» PROBLEM DETAILS: Transcribe the listing exactly, leaving out every picture.

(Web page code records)
>>

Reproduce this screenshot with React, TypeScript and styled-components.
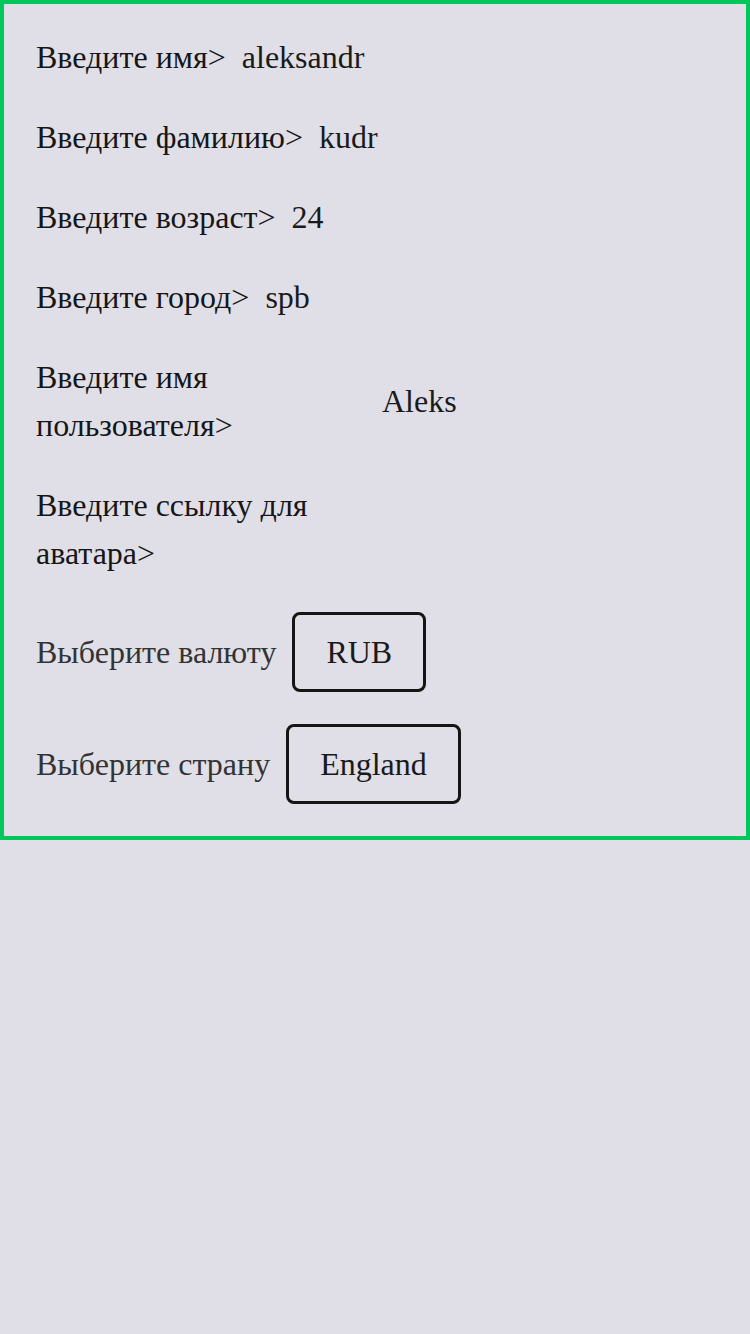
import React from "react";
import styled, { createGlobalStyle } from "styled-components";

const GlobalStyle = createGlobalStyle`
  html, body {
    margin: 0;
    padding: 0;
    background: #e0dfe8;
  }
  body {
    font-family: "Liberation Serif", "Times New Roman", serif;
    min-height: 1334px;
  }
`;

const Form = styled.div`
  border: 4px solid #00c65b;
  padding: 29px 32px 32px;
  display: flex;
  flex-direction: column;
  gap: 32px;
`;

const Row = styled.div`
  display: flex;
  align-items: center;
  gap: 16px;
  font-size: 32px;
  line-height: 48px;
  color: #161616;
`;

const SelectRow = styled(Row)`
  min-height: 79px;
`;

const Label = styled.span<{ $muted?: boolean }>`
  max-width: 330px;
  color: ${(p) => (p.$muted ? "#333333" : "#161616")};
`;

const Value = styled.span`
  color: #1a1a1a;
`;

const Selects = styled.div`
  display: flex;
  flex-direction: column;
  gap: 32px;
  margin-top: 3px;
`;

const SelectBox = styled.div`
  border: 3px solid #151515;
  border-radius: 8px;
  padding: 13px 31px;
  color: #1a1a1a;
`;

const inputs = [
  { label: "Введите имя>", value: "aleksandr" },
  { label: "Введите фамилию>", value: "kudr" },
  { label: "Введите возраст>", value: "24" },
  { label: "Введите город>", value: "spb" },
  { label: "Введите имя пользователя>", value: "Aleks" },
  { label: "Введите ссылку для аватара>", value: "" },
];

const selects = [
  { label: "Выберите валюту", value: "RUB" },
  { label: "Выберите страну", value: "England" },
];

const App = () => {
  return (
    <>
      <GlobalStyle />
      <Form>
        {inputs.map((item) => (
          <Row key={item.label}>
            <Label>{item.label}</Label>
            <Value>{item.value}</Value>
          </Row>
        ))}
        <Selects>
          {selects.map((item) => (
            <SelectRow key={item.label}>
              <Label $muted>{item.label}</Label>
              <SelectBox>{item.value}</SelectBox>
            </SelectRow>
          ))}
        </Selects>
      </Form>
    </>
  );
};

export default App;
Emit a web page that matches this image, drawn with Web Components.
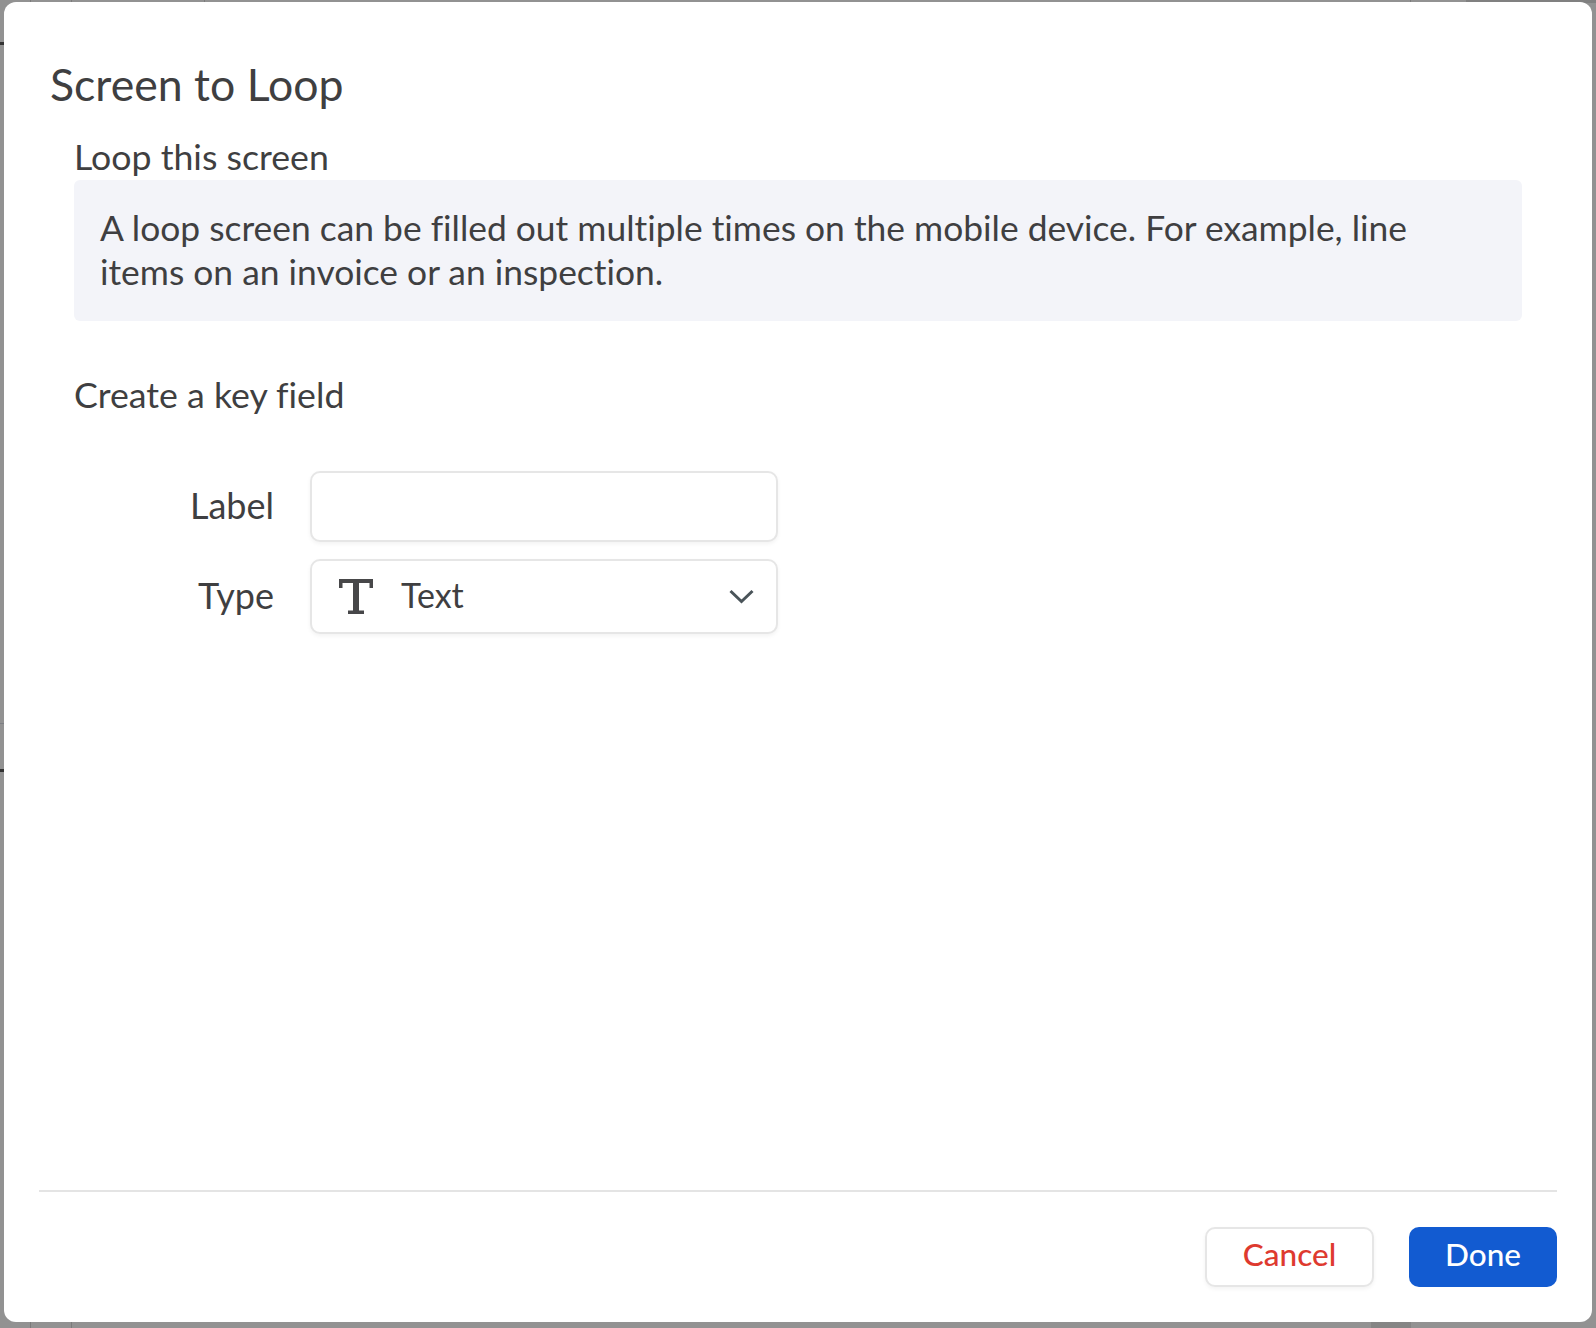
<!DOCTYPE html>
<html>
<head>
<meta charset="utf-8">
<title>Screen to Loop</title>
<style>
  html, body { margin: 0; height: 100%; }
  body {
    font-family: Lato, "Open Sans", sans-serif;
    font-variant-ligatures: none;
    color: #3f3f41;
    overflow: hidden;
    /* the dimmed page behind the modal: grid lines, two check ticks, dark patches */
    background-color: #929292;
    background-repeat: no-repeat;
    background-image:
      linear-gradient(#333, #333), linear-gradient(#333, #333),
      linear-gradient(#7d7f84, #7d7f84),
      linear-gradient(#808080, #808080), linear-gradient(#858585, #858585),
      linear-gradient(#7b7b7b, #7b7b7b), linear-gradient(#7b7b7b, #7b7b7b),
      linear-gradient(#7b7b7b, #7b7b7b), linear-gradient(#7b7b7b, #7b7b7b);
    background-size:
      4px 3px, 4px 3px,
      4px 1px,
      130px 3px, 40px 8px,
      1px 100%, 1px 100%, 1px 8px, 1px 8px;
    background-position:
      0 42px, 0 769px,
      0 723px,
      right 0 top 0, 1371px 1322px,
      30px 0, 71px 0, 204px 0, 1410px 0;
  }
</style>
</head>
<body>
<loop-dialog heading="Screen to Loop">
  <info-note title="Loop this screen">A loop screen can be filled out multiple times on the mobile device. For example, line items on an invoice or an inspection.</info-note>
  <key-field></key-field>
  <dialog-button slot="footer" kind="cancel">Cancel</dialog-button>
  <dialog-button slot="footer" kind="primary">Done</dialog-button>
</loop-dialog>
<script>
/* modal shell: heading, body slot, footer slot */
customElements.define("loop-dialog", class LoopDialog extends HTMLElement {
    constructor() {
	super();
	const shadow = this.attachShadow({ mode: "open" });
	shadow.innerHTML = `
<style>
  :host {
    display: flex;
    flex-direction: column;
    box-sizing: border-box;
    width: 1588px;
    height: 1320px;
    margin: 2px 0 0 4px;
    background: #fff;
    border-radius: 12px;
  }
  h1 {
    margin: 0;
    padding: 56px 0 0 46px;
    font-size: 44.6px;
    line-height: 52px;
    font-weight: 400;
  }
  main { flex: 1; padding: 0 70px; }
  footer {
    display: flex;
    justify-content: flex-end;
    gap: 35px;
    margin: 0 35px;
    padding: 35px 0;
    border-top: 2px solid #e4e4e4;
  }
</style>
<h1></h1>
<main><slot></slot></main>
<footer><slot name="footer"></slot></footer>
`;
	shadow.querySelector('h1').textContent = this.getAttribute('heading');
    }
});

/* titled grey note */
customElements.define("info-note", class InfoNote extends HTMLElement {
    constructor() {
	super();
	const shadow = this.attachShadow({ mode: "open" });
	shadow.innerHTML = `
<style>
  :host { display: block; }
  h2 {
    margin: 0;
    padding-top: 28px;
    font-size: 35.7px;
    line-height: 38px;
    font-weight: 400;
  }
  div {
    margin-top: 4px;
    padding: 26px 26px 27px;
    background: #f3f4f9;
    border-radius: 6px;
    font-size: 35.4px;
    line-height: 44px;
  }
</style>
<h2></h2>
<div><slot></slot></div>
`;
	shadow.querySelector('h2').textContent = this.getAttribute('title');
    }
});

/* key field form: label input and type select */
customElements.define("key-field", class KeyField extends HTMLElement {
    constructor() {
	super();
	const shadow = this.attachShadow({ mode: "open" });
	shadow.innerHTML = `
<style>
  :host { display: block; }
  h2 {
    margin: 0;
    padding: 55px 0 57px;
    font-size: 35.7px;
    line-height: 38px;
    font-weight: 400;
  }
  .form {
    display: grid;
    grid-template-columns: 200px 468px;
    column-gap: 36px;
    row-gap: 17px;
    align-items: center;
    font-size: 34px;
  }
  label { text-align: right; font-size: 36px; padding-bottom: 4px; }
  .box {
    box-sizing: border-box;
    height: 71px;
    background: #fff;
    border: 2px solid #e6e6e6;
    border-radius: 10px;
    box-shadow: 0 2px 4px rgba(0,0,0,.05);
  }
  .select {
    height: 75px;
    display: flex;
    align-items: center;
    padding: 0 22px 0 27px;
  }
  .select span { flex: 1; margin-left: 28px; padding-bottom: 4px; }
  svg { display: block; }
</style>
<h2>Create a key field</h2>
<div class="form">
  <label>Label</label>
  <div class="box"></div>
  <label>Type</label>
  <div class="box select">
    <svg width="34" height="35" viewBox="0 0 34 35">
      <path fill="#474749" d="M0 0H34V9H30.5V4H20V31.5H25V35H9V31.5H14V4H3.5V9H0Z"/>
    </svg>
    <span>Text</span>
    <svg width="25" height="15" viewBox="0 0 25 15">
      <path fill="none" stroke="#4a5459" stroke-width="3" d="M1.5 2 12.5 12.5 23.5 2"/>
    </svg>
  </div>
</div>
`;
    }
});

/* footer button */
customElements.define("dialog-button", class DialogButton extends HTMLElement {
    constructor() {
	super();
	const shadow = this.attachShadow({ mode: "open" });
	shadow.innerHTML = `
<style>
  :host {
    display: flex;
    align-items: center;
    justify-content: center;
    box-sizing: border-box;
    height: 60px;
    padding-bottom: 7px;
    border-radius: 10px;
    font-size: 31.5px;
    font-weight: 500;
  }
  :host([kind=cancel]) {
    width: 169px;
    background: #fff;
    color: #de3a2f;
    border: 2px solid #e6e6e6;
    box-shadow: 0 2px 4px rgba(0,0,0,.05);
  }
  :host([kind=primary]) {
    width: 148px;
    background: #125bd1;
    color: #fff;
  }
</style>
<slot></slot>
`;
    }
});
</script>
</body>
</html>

<<

» RESPONSE TO THIS TASK:
Reproduce this screenshot with React, TypeScript and styled-components.
import React from "react";
import styled, { createGlobalStyle } from "styled-components";

const GlobalStyle = createGlobalStyle`
  html, body {
    margin: 0;
    padding: 0;
    background: #e0dfe8;
  }
  body {
    font-family: "Liberation Serif", "Times New Roman", serif;
    min-height: 1334px;
  }
`;

const Form = styled.div`
  border: 4px solid #00c65b;
  padding: 29px 32px 32px;
  display: flex;
  flex-direction: column;
  gap: 32px;
`;

const Row = styled.div`
  display: flex;
  align-items: center;
  gap: 16px;
  font-size: 32px;
  line-height: 48px;
  color: #161616;
`;

const SelectRow = styled(Row)`
  min-height: 79px;
`;

const Label = styled.span<{ $muted?: boolean }>`
  max-width: 330px;
  color: ${(p) => (p.$muted ? "#333333" : "#161616")};
`;

const Value = styled.span`
  color: #1a1a1a;
`;

const Selects = styled.div`
  display: flex;
  flex-direction: column;
  gap: 32px;
  margin-top: 3px;
`;

const SelectBox = styled.div`
  border: 3px solid #151515;
  border-radius: 8px;
  padding: 13px 31px;
  color: #1a1a1a;
`;

const inputs = [
  { label: "Введите имя>", value: "aleksandr" },
  { label: "Введите фамилию>", value: "kudr" },
  { label: "Введите возраст>", value: "24" },
  { label: "Введите город>", value: "spb" },
  { label: "Введите имя пользователя>", value: "Aleks" },
  { label: "Введите ссылку для аватара>", value: "" },
];

const selects = [
  { label: "Выберите валюту", value: "RUB" },
  { label: "Выберите страну", value: "England" },
];

const App = () => {
  return (
    <>
      <GlobalStyle />
      <Form>
        {inputs.map((item) => (
          <Row key={item.label}>
            <Label>{item.label}</Label>
            <Value>{item.value}</Value>
          </Row>
        ))}
        <Selects>
          {selects.map((item) => (
            <SelectRow key={item.label}>
              <Label $muted>{item.label}</Label>
              <SelectBox>{item.value}</SelectBox>
            </SelectRow>
          ))}
        </Selects>
      </Form>
    </>
  );
};

export default App;
Emit a web page that matches this image, drawn with Web Components.
<!DOCTYPE html>
<html>
<head>
<meta charset="utf-8">
<title>Screen to Loop</title>
<style>
  html, body { margin: 0; height: 100%; }
  body {
    font-family: Lato, "Open Sans", sans-serif;
    font-variant-ligatures: none;
    color: #3f3f41;
    overflow: hidden;
    /* the dimmed page behind the modal: grid lines, two check ticks, dark patches */
    background-color: #929292;
    background-repeat: no-repeat;
    background-image:
      linear-gradient(#333, #333), linear-gradient(#333, #333),
      linear-gradient(#7d7f84, #7d7f84),
      linear-gradient(#808080, #808080), linear-gradient(#858585, #858585),
      linear-gradient(#7b7b7b, #7b7b7b), linear-gradient(#7b7b7b, #7b7b7b),
      linear-gradient(#7b7b7b, #7b7b7b), linear-gradient(#7b7b7b, #7b7b7b);
    background-size:
      4px 3px, 4px 3px,
      4px 1px,
      130px 3px, 40px 8px,
      1px 100%, 1px 100%, 1px 8px, 1px 8px;
    background-position:
      0 42px, 0 769px,
      0 723px,
      right 0 top 0, 1371px 1322px,
      30px 0, 71px 0, 204px 0, 1410px 0;
  }
</style>
</head>
<body>
<loop-dialog heading="Screen to Loop">
  <info-note title="Loop this screen">A loop screen can be filled out multiple times on the mobile device. For example, line items on an invoice or an inspection.</info-note>
  <key-field></key-field>
  <dialog-button slot="footer" kind="cancel">Cancel</dialog-button>
  <dialog-button slot="footer" kind="primary">Done</dialog-button>
</loop-dialog>
<script>
/* modal shell: heading, body slot, footer slot */
customElements.define("loop-dialog", class LoopDialog extends HTMLElement {
    constructor() {
	super();
	const shadow = this.attachShadow({ mode: "open" });
	shadow.innerHTML = `
<style>
  :host {
    display: flex;
    flex-direction: column;
    box-sizing: border-box;
    width: 1588px;
    height: 1320px;
    margin: 2px 0 0 4px;
    background: #fff;
    border-radius: 12px;
  }
  h1 {
    margin: 0;
    padding: 56px 0 0 46px;
    font-size: 44.6px;
    line-height: 52px;
    font-weight: 400;
  }
  main { flex: 1; padding: 0 70px; }
  footer {
    display: flex;
    justify-content: flex-end;
    gap: 35px;
    margin: 0 35px;
    padding: 35px 0;
    border-top: 2px solid #e4e4e4;
  }
</style>
<h1></h1>
<main><slot></slot></main>
<footer><slot name="footer"></slot></footer>
`;
	shadow.querySelector('h1').textContent = this.getAttribute('heading');
    }
});

/* titled grey note */
customElements.define("info-note", class InfoNote extends HTMLElement {
    constructor() {
	super();
	const shadow = this.attachShadow({ mode: "open" });
	shadow.innerHTML = `
<style>
  :host { display: block; }
  h2 {
    margin: 0;
    padding-top: 28px;
    font-size: 35.7px;
    line-height: 38px;
    font-weight: 400;
  }
  div {
    margin-top: 4px;
    padding: 26px 26px 27px;
    background: #f3f4f9;
    border-radius: 6px;
    font-size: 35.4px;
    line-height: 44px;
  }
</style>
<h2></h2>
<div><slot></slot></div>
`;
	shadow.querySelector('h2').textContent = this.getAttribute('title');
    }
});

/* key field form: label input and type select */
customElements.define("key-field", class KeyField extends HTMLElement {
    constructor() {
	super();
	const shadow = this.attachShadow({ mode: "open" });
	shadow.innerHTML = `
<style>
  :host { display: block; }
  h2 {
    margin: 0;
    padding: 55px 0 57px;
    font-size: 35.7px;
    line-height: 38px;
    font-weight: 400;
  }
  .form {
    display: grid;
    grid-template-columns: 200px 468px;
    column-gap: 36px;
    row-gap: 17px;
    align-items: center;
    font-size: 34px;
  }
  label { text-align: right; font-size: 36px; padding-bottom: 4px; }
  .box {
    box-sizing: border-box;
    height: 71px;
    background: #fff;
    border: 2px solid #e6e6e6;
    border-radius: 10px;
    box-shadow: 0 2px 4px rgba(0,0,0,.05);
  }
  .select {
    height: 75px;
    display: flex;
    align-items: center;
    padding: 0 22px 0 27px;
  }
  .select span { flex: 1; margin-left: 28px; padding-bottom: 4px; }
  svg { display: block; }
</style>
<h2>Create a key field</h2>
<div class="form">
  <label>Label</label>
  <div class="box"></div>
  <label>Type</label>
  <div class="box select">
    <svg width="34" height="35" viewBox="0 0 34 35">
      <path fill="#474749" d="M0 0H34V9H30.5V4H20V31.5H25V35H9V31.5H14V4H3.5V9H0Z"/>
    </svg>
    <span>Text</span>
    <svg width="25" height="15" viewBox="0 0 25 15">
      <path fill="none" stroke="#4a5459" stroke-width="3" d="M1.5 2 12.5 12.5 23.5 2"/>
    </svg>
  </div>
</div>
`;
    }
});

/* footer button */
customElements.define("dialog-button", class DialogButton extends HTMLElement {
    constructor() {
	super();
	const shadow = this.attachShadow({ mode: "open" });
	shadow.innerHTML = `
<style>
  :host {
    display: flex;
    align-items: center;
    justify-content: center;
    box-sizing: border-box;
    height: 60px;
    padding-bottom: 7px;
    border-radius: 10px;
    font-size: 31.5px;
    font-weight: 500;
  }
  :host([kind=cancel]) {
    width: 169px;
    background: #fff;
    color: #de3a2f;
    border: 2px solid #e6e6e6;
    box-shadow: 0 2px 4px rgba(0,0,0,.05);
  }
  :host([kind=primary]) {
    width: 148px;
    background: #125bd1;
    color: #fff;
  }
</style>
<slot></slot>
`;
    }
});
</script>
</body>
</html>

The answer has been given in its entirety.